Un bref rappel tout d’abord de la loi de 2016. Celle-ci punit en effet l’achat d’actes sexuels par une contravention allant jusqu’à 3500 euros d’amende en cas de récidive ou par un stage lui aussi facturé. La loi cependant n’interdit pas l’exercice de la prostitution (voir le compte rendu de Mediapart dans son édition du 22/01).

Considérons d’abord l’aspect pratique de cette loi et convenons de son caractère contradictoire. Comment autoriser une activité tout en la rendant impossible à pratiquer ? Si on interdit aux personnes adultes de s’adresser à des prostituées, celles-ci ne trouveront plus de clients, du moins au grand jour. La loi est donc absurde mais aussi hypocrite et rappelle le fameux mot de Tartuffe : « Cachez ce sein que je ne saurais voir ». L’impossibilité pour les prostituées d’exercer librement leur métier les contraint à entrer dans la clandestinité. Elles sont alors fragilisées et exposées à toutes les violences. La loi fait ainsi obstacle au travail de prévention des risques. C’est un des arguments que font valoir à raison les organisations qui ont déposé la QPC. Enfin en rendant la prostitution invisible, la loi n’aide en rien à lutter contre le proxénétisme et la traite des êtres humains.
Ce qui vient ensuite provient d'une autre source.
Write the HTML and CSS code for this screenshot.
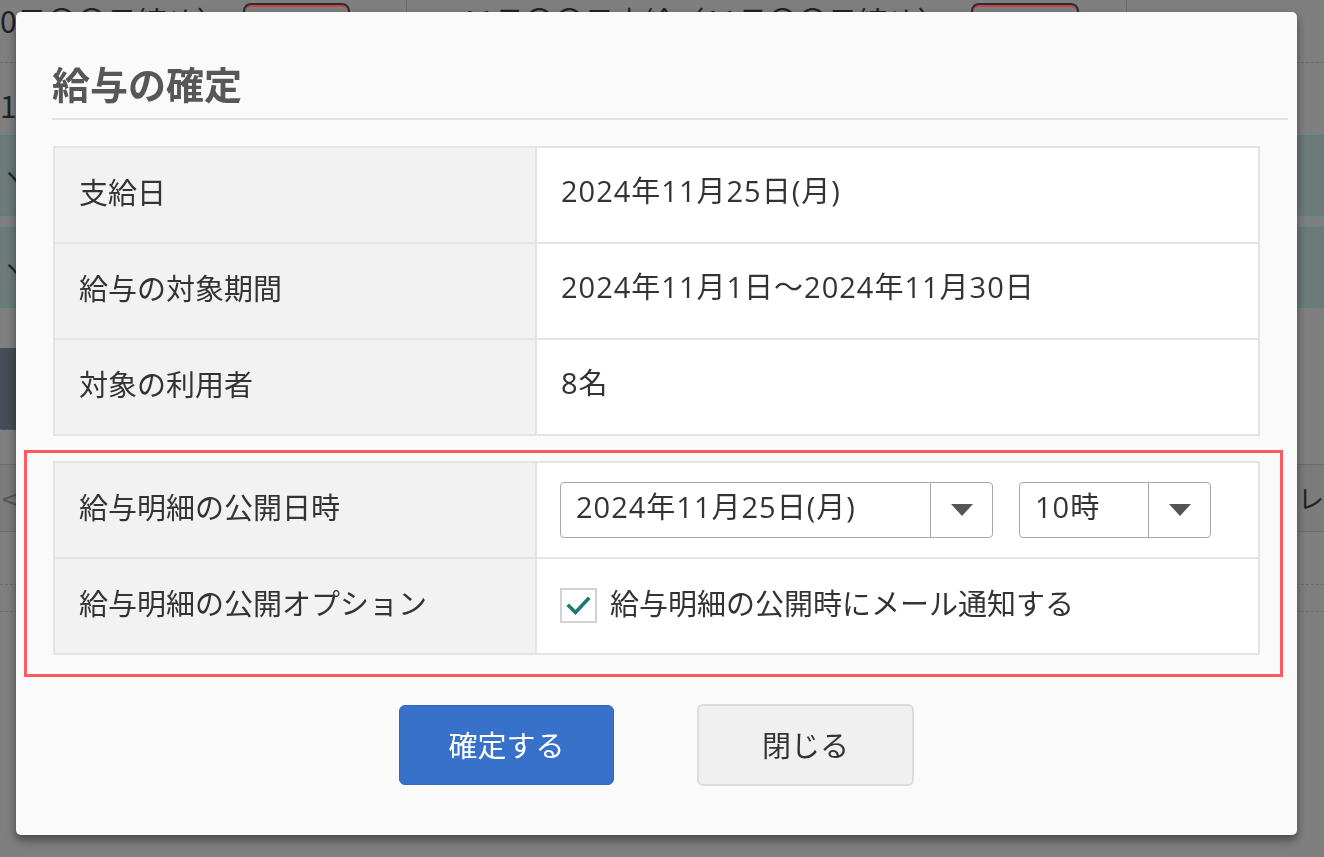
FILE: index.html
```html
<!DOCTYPE html>
<html lang="ja">
<head>
<meta charset="utf-8">
<title>給与の確定</title>
<link rel="stylesheet" href="styles.css">
</head>
<body>
<div class="page">
  <div class="bg-head">
    <span class="bg-text t1">0日〇〇日締め）</span>
    <span class="bg-box b1"></span>
    <span class="bg-divider d1"></span>
    <span class="bg-text t2">11月〇〇日支給（11月〇〇日締め）</span>
    <span class="bg-box b2"></span>
    <span class="bg-divider d2"></span>
  </div>
  <div class="bg-row r2"><span class="bg-text">1:</span></div>
  <div class="bg-row teal"><span class="bg-mark">ヽ</span></div>
  <div class="bg-row gap12"></div>
  <div class="bg-row teal"><span class="bg-mark">ヽ</span></div>
  <div class="bg-row gap40"></div>
  <div class="bg-row dark-row"><span class="dark-block"></span></div>
  <div class="bg-row gap34"></div>
  <div class="bg-row band"><span class="bg-text lt">&lt;</span><span class="bg-text re">レ</span></div>
  <div class="bg-row gap53"></div>
  <div class="bg-row gap27"></div>
  <div class="bg-row rest"></div>
</div>

<div class="overlay">
  <div class="modal">
    <h2 class="modal-title">給与の確定</h2>

    <div class="info">
      <div class="cell label">支給日</div>
      <div class="cell value spaced">2024年11月25日(月)</div>
      <div class="cell label">給与の対象期間</div>
      <div class="cell value spaced">2024年11月1日～2024年11月30日</div>
      <div class="cell label last">対象の利用者</div>
      <div class="cell value spaced last">8名</div>
    </div>

    <div class="highlight">
      <div class="info">
        <div class="cell label">給与明細の公開日時</div>
        <div class="cell value">
          <div class="select sel-date">
            <span class="sel-val">2024年11月25日(月)</span>
            <span class="sel-arrow"><span class="tri"></span></span>
          </div>
          <div class="select sel-hour">
            <span class="sel-val">10時</span>
            <span class="sel-arrow"><span class="tri"></span></span>
          </div>
        </div>
        <div class="cell label last">給与明細の公開オプション</div>
        <div class="cell value last">
          <span class="checkbox">
            <svg width="33" height="31" viewBox="0 0 33 31"><polyline points="7,16 13.5,22.5 26,9" fill="none" stroke="#1f7a6d" stroke-width="3.6" stroke-linecap="square"/></svg>
          </span>
          <span class="check-label">給与明細の公開時にメール通知する</span>
        </div>
      </div>
    </div>

    <div class="sep"></div>

    <div class="actions">
      <button class="btn btn-primary">確定する</button>
      <button class="btn btn-default">閉じる</button>
    </div>
  </div>
</div>
</body>
</html>
```

FILE: styles.css
```css
html, body {
  margin: 0;
  padding: 0;
  width: 1324px;
  height: 857px;
  overflow: hidden;
}

body {
  font-family: "Open Sans", "Noto Sans CJK JP", sans-serif;
  background: #7f7f7f;
  color: #333;
}

/* ---------- dimmed background page ---------- */
.page {
  width: 1324px;
  height: 857px;
  display: flex;
  flex-direction: column;
  color: #1f1f1f;
}

.bg-head {
  height: 62px;
  display: flex;
  align-items: flex-start;
  border-bottom: 1px dashed #6a6a6a;
  flex-shrink: 0;
}

.bg-text {
  font-family: "Noto Sans CJK JP", sans-serif;
  font-size: 30px;
  line-height: 40px;
  color: #222;
}

.t1 {
  width: 243px;
  flex-shrink: 0;
}

.t2 {
  margin-left: 54px;
  width: 510px;
  flex-shrink: 0;
}

.bg-box {
  margin-top: 3px;
  height: 40px;
  border: 2px solid #2c2c2c;
  border-radius: 8px;
  box-shadow: inset 0 2px 0 #c0454b;
  flex-shrink: 0;
}

.b1 { width: 103px; }
.b2 { width: 104px; }

.bg-divider {
  align-self: stretch;
  width: 1px;
  background: #6b6b6b;
  flex-shrink: 0;
}

.d1 { margin-left: 56px; }
.d2 { margin-left: 47px; }

.bg-row {
  flex-shrink: 0;
  display: flex;
  align-items: center;
}

.r2 {
  height: 72px;
}

.r2 .bg-text {
  margin-top: 12px;
}

.teal {
  height: 79px;
  background: #6d7a7a;
  border-top: 1px dashed #3d8c80;
  border-bottom: 1px dashed #3d8c80;
}

.bg-mark {
  font-family: "Noto Sans CJK JP", sans-serif;
  font-size: 26px;
  color: #1e2b2b;
}

.gap12 { height: 11px; }
.gap40 { height: 40px; }
.gap34 { height: 34px; }

.dark-row {
  height: 82px;
  align-items: stretch;
}

.dark-block {
  width: 300px;
  background: #464c55;
  border-bottom: 1px dashed #4b5b8a;
}

.band {
  height: 66px;
  justify-content: space-between;
  background: #7b7b7b;
  border-top: 1px solid #6d6d6d;
  border-bottom: 1px solid #6d6d6d;
}

.band .lt {
  margin-left: 2px;
  color: #555;
  font-size: 28px;
}

.band .re {
  margin-right: 0;
  color: #222;
  font-size: 26px;
}

.gap53 {
  height: 52px;
  border-bottom: 1px dashed #6c6c6c;
}

.gap27 {
  height: 26px;
  border-bottom: 1px dashed #6c6c6c;
}

.rest {
  flex: 1;
}

/* ---------- modal ---------- */
.overlay {
  position: fixed;
  left: 0;
  top: 0;
  width: 1324px;
  height: 857px;
  box-sizing: border-box;
  padding: 12px 27px 22px 16px;
  display: flex;
}

.modal {
  flex: 1;
  box-sizing: border-box;
  background: #fafafa;
  border-radius: 5px;
  box-shadow: 0 5px 10px rgba(0, 0, 0, 0.45);
  padding: 49px 9px 49px 36px;
  display: flex;
  flex-direction: column;
}

.modal-title {
  margin: 0;
  font-family: "Noto Sans CJK JP", sans-serif;
  font-size: 38px;
  line-height: 44px;
  font-weight: bold;
  color: #575757;
  padding-bottom: 13px;
  border-bottom: 2px solid #e3e3e3;
}

.info {
  display: grid;
  grid-template-columns: 482px 1fr;
  border: 2px solid #e4e4e4;
  border-bottom: none;
  margin-top: 26px;
  margin-right: 28px;
  margin-left: 1px;
}

.cell {
  height: 96px;
  box-sizing: border-box;
  padding-bottom: 8px;
  border-bottom: 2px solid #e4e4e4;
  display: flex;
  align-items: center;
  font-size: 29px;
  line-height: 40px;
  color: #333;
}

.label {
  background: #f2f2f2;
  border-right: 2px solid #e4e4e4;
  padding-left: 24px;
  font-family: "Noto Sans CJK JP", sans-serif;
}

.value {
  background: #fff;
  padding-left: 24px;
}

.spaced {
  letter-spacing: 1px;
}

.highlight {
  margin: 14px 5px 0 -28px;
  border: 3px solid #ff5a5f;
  padding: 8px 20px 19px 26px;
}

.highlight .info {
  margin: 0;
}

.highlight .value {
  padding-left: 23px;
}

.select {
  display: flex;
  height: 54px;
  margin-top: 8px;
  border: 1px solid #a8a8a8;
  border-radius: 4px;
  background: #fff;
  box-sizing: content-box;
}

.sel-date {
  width: 431px;
}

.sel-hour {
  width: 190px;
  margin-left: 26px;
}

.sel-val {
  flex: 1;
  display: flex;
  align-items: center;
  padding-left: 15px;
  padding-bottom: 6px;
  font-size: 29px;
  line-height: 40px;
  letter-spacing: 1px;
  color: #333;
}

.sel-arrow {
  width: 61px;
  border-left: 1px solid #a8a8a8;
  display: flex;
  align-items: center;
  justify-content: center;
}

.tri {
  width: 0;
  height: 0;
  border-left: 11px solid transparent;
  border-right: 11px solid transparent;
  border-top: 12px solid #555;
}

.checkbox {
  width: 33px;
  height: 31px;
  border: 2px solid #d2d2d2;
  background: #fff;
  display: flex;
  margin-top: 6px;
}

.check-label {
  margin-left: 13px;
  font-family: "Noto Sans CJK JP", sans-serif;
}

.sep {
  margin-top: 4px;
  height: 2px;
  background: #e3e3e3;
}

.actions {
  margin-top: 23px;
  margin-right: 27px;
  display: flex;
  justify-content: center;
  align-items: center;
  gap: 83px;
}

.btn {
  font-family: "Noto Sans CJK JP", sans-serif;
  font-size: 29px;
  border-radius: 6px;
  cursor: pointer;
  box-sizing: border-box;
  padding: 0 0 3px 0;
}

.btn-primary {
  width: 215px;
  height: 80px;
  background: #3871c9;
  border: 1px solid #3468b8;
  color: #fff;
}

.btn-default {
  width: 217px;
  height: 82px;
  background: #f0f0f0;
  border: 2px solid #dcdcdc;
  color: #333;
}
```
Si nous regardons maintenant le fondement théorique de cette loi, les choses ne vont guère mieux. Le législateur présuppose que la sexualité tarifée, même entre personnes consentantes, est une atteinte à la dignité des personnes. La Convention pour la répression de la traite des êtres humains du 2 décembre 1949, signée par la France aux Nations unies, déclare en effet : « … la prostitution et le mal qui l’accompagne, à savoir la traite des êtres humains en vue de la prostitution, sont incompatibles avec la dignité et la valeur de la personne humaine. »

Que la traite des êtres humains soit une atteinte à la dignité des personnes est évidemment incontestable : elle rabaisse l’être humain au rang d’un objet qu’on achète et qu’on vend. Que la prostitution soit une activité indigne est en revanche beaucoup plus problématique. Car en quoi le fait de pratiquer une activité sexuelle en vue d’un gain est-il indigne ?

Le mot dignité vient du latin dignitas qui désignait à l’époque romaine les personnes d’un rang social élevé : les dignitaires. Dans ce contexte, les esclaves ne possédaient aucune dignité. Attachée à la grandeur sociale, celle-ci était mesurable et bien sûr inégalement partagée. Un simple citoyen possédait moins de dignité qu’un consul. Il était alors l’objet d’un moindre respect, c’est-à-dire qu’il était une personne un peu moins considérable. Quant à l’esclave, il ne méritait aucune considération : il était corvéable à merci. Qu’un maître ait pu nouer des relations d’affection avec son esclave ne faisait pour autant pas de ce dernier son égal.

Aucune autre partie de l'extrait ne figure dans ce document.